**Available data**
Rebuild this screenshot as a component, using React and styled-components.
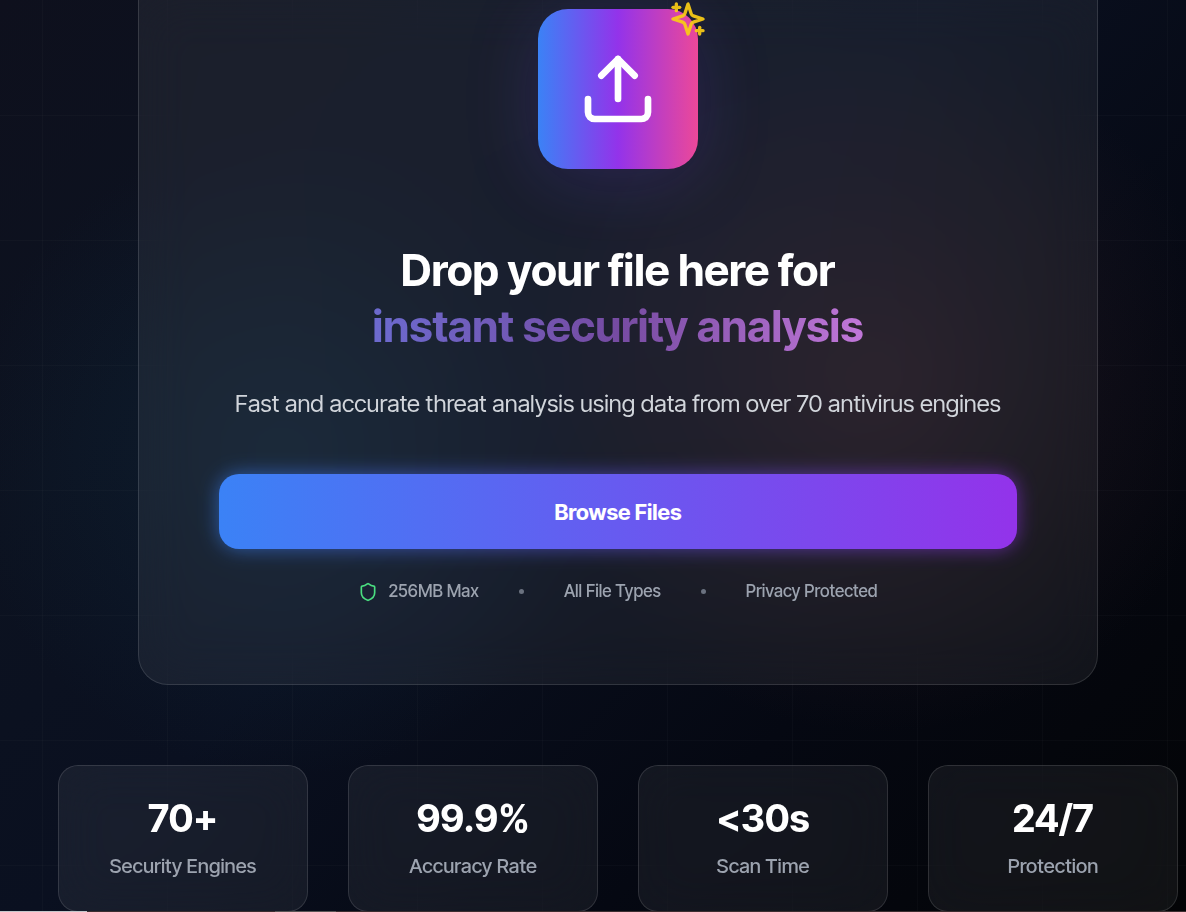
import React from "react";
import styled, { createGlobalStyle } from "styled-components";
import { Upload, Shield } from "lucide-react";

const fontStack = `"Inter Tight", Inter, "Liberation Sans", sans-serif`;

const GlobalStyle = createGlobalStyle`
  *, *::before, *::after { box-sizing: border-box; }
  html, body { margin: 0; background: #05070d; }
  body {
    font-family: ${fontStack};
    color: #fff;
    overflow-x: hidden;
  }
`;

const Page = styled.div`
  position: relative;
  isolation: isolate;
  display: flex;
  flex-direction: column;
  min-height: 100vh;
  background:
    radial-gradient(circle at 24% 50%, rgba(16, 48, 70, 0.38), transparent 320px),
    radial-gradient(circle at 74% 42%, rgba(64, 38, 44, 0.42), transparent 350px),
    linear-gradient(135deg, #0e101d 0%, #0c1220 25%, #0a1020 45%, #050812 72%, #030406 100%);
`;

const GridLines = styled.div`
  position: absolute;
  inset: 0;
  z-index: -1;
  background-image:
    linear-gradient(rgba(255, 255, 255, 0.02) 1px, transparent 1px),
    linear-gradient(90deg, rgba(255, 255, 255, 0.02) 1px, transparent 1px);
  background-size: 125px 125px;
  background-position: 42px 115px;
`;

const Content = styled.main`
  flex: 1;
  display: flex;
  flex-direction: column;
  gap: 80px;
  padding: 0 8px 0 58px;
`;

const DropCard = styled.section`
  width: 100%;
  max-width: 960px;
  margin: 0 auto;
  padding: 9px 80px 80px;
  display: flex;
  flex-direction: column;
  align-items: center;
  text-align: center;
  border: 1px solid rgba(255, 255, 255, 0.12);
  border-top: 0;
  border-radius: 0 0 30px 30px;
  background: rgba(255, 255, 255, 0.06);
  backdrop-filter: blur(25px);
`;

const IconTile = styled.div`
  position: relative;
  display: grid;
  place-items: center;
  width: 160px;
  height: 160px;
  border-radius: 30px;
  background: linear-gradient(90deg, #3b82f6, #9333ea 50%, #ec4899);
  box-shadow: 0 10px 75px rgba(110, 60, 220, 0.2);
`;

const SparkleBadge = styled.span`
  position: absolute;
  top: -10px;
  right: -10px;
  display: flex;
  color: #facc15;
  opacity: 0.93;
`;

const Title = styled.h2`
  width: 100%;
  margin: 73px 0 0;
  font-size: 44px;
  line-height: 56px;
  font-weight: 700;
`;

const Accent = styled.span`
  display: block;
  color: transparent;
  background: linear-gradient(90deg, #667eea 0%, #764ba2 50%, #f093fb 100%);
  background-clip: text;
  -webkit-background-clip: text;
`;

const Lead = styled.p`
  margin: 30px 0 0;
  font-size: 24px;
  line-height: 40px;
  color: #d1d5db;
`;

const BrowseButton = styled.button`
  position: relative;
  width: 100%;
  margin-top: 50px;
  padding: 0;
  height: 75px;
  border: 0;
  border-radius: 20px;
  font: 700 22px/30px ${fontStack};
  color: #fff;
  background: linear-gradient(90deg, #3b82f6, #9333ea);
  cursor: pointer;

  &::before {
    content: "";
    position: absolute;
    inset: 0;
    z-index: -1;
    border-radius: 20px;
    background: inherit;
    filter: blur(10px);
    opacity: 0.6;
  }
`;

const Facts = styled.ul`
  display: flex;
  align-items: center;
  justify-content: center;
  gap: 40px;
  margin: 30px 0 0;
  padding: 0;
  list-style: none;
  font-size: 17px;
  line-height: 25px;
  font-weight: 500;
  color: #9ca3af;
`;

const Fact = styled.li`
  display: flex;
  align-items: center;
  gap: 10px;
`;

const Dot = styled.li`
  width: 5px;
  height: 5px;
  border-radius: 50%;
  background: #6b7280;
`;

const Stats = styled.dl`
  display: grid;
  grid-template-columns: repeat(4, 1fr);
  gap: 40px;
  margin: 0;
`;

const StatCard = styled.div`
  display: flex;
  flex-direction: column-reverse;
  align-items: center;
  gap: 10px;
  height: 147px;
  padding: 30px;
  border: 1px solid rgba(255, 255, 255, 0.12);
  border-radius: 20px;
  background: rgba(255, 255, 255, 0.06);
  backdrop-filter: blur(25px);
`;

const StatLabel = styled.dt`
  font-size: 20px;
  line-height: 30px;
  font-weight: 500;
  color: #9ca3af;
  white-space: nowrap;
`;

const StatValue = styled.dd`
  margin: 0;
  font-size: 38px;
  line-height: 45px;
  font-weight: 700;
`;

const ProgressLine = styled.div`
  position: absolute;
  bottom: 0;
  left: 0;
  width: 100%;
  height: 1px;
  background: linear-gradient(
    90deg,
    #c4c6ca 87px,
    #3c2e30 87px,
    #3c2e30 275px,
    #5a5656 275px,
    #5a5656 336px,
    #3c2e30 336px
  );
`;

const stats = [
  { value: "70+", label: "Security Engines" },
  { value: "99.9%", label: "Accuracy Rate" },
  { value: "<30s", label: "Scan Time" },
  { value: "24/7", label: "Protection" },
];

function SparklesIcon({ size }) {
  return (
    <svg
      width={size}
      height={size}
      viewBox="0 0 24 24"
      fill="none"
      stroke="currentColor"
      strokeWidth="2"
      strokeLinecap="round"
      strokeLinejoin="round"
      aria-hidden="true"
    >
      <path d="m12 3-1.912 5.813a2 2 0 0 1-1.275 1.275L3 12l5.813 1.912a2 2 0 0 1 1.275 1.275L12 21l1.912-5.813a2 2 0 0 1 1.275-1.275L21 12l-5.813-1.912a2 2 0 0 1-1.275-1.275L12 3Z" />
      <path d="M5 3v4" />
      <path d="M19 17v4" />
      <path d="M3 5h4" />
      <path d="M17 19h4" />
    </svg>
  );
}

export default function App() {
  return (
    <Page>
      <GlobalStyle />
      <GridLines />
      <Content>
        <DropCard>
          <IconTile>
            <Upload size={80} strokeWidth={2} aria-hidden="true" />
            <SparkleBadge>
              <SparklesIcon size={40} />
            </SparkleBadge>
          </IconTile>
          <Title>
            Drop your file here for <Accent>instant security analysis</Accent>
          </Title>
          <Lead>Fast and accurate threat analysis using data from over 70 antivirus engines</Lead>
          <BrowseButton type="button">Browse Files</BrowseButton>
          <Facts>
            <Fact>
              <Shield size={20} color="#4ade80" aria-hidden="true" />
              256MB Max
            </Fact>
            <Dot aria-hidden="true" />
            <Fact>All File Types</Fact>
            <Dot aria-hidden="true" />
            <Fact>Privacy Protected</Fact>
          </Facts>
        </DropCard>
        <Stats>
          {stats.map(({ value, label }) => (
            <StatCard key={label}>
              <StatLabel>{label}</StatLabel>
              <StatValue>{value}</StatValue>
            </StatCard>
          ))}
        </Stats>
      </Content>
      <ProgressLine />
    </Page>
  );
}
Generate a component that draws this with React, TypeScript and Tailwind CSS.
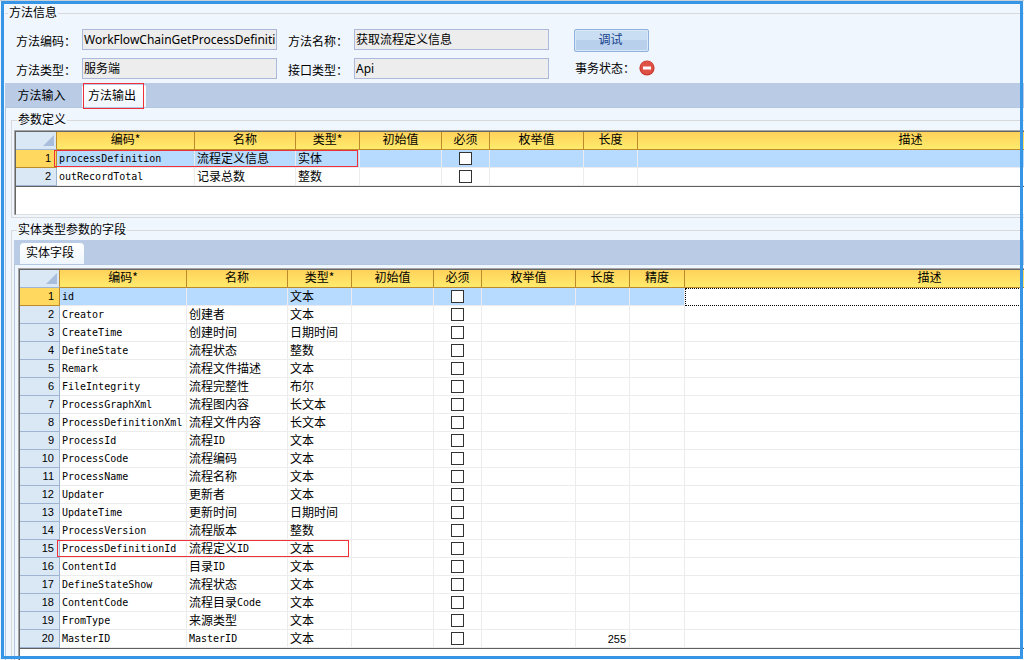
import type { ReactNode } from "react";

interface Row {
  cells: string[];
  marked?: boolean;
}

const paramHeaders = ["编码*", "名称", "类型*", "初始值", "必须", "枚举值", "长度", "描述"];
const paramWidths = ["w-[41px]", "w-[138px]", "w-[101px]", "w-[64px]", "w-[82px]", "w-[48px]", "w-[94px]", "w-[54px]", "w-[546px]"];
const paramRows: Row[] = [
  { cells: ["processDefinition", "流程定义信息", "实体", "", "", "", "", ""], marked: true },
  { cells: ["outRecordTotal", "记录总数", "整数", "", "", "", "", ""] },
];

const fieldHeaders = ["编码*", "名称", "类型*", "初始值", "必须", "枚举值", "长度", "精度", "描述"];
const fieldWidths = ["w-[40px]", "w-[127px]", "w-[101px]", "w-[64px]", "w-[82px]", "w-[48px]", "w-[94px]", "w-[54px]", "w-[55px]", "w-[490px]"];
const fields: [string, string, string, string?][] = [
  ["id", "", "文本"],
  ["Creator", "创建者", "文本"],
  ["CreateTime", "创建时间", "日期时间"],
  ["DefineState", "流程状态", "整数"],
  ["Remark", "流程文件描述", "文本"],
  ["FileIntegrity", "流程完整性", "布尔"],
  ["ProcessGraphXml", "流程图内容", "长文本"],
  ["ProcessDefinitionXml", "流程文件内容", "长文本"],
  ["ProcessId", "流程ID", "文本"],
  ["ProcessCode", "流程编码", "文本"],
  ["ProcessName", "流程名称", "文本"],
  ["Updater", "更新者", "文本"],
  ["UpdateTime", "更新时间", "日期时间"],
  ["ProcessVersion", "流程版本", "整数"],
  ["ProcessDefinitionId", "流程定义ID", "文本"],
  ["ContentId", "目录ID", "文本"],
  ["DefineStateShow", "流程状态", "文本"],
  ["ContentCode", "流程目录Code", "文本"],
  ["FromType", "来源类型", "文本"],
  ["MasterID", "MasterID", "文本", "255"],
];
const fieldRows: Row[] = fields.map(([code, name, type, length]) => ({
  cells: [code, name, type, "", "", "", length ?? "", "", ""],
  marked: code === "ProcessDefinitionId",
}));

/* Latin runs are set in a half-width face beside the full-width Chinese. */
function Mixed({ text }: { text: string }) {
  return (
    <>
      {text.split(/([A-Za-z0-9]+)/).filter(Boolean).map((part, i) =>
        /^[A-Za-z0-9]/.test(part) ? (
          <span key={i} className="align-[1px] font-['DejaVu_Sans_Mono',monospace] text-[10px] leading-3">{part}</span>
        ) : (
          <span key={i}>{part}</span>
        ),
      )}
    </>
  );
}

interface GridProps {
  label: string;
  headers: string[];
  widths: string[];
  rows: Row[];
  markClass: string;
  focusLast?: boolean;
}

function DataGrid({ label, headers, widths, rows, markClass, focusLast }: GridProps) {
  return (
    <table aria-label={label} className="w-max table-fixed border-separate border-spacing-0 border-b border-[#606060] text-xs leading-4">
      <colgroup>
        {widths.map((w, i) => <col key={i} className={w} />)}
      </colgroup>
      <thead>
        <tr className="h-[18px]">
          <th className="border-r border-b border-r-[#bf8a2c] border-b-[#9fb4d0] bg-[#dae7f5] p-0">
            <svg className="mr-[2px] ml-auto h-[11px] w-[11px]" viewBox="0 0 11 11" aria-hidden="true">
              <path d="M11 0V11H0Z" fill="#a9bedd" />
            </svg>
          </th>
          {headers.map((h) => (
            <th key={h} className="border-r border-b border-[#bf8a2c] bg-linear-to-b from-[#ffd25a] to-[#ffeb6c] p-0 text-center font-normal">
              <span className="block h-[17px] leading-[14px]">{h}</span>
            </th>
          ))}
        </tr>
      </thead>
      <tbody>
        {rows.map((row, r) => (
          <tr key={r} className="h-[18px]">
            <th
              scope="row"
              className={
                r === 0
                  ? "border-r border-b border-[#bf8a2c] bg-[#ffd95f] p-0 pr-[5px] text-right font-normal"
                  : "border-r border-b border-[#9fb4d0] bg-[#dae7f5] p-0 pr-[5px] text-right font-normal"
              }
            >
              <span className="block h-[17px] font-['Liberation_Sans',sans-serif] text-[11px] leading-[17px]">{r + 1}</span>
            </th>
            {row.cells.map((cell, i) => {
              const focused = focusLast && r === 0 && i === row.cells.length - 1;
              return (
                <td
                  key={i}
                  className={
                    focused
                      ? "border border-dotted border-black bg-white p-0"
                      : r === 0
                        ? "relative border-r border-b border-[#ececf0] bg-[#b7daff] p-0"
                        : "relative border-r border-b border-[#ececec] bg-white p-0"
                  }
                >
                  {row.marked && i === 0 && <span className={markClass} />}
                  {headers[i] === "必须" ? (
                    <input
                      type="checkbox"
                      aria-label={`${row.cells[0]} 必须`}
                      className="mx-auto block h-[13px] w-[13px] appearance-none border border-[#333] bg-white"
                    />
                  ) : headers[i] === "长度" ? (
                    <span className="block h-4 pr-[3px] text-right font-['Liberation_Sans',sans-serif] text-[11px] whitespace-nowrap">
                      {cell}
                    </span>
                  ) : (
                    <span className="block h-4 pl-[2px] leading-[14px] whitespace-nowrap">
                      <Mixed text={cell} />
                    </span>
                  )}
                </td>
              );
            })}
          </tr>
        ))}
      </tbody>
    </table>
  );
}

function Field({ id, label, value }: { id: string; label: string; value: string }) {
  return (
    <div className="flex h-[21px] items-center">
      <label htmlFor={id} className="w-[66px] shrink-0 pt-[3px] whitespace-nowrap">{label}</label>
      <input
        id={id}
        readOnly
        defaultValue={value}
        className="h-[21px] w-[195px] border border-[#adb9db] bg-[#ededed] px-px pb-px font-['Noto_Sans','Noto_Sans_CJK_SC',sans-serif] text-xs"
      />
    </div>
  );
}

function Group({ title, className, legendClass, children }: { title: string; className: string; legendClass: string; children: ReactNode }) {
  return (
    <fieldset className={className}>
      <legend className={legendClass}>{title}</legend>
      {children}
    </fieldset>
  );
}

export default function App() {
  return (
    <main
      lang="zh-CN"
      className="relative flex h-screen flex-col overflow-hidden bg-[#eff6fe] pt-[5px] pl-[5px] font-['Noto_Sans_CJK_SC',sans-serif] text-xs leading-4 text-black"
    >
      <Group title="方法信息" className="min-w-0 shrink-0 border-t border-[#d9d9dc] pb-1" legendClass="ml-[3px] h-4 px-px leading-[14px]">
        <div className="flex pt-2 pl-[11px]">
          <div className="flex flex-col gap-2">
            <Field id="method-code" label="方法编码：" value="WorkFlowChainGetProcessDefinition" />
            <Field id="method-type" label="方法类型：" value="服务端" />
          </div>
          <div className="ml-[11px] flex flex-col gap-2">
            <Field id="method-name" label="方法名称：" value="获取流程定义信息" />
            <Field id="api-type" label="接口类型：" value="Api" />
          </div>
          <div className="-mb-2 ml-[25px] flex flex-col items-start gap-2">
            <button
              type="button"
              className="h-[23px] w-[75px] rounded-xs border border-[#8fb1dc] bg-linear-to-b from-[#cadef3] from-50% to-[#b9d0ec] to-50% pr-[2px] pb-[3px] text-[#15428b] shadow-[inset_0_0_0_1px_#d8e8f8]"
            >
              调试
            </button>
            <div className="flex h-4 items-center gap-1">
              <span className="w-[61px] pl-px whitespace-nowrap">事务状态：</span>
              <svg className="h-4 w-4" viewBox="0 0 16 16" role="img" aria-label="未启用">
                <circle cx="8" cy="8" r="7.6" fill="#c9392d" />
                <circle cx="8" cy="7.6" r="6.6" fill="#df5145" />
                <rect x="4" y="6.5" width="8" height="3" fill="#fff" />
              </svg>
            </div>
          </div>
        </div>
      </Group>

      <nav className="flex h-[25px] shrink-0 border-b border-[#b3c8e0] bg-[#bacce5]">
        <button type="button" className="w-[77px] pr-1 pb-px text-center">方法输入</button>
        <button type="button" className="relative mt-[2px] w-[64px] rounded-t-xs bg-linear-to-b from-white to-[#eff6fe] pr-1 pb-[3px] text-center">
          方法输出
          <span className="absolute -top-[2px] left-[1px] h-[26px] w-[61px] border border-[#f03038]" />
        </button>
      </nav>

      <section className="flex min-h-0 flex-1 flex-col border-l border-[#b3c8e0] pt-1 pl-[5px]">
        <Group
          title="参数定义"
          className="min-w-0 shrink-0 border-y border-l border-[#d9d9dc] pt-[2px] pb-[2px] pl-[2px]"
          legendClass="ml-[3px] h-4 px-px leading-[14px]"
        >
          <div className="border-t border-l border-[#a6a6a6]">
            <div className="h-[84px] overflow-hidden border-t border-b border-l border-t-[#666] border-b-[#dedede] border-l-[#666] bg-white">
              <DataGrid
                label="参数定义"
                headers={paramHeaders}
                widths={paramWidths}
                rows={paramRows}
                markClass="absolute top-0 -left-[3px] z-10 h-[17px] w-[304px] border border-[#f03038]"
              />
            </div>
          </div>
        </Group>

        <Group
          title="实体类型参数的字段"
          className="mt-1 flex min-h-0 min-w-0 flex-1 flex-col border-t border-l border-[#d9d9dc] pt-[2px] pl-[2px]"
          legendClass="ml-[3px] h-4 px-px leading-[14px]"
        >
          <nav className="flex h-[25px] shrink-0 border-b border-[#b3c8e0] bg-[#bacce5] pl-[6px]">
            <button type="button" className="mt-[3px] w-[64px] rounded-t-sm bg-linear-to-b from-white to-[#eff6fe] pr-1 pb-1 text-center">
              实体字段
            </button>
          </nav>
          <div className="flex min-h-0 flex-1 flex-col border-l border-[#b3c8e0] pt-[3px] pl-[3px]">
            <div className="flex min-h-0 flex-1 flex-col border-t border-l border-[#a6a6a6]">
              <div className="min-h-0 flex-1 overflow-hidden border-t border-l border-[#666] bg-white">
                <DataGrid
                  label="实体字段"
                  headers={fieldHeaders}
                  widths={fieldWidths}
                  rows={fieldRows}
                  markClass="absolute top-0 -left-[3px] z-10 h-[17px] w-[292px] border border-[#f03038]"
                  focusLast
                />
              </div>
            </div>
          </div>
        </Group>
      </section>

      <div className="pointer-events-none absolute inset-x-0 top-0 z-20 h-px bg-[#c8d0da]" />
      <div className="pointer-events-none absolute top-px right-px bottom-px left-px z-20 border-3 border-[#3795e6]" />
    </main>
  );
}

**Goal of the exercise**
How many lines in the data contain the string "using"? Respond with the number only.

**Solution below**
2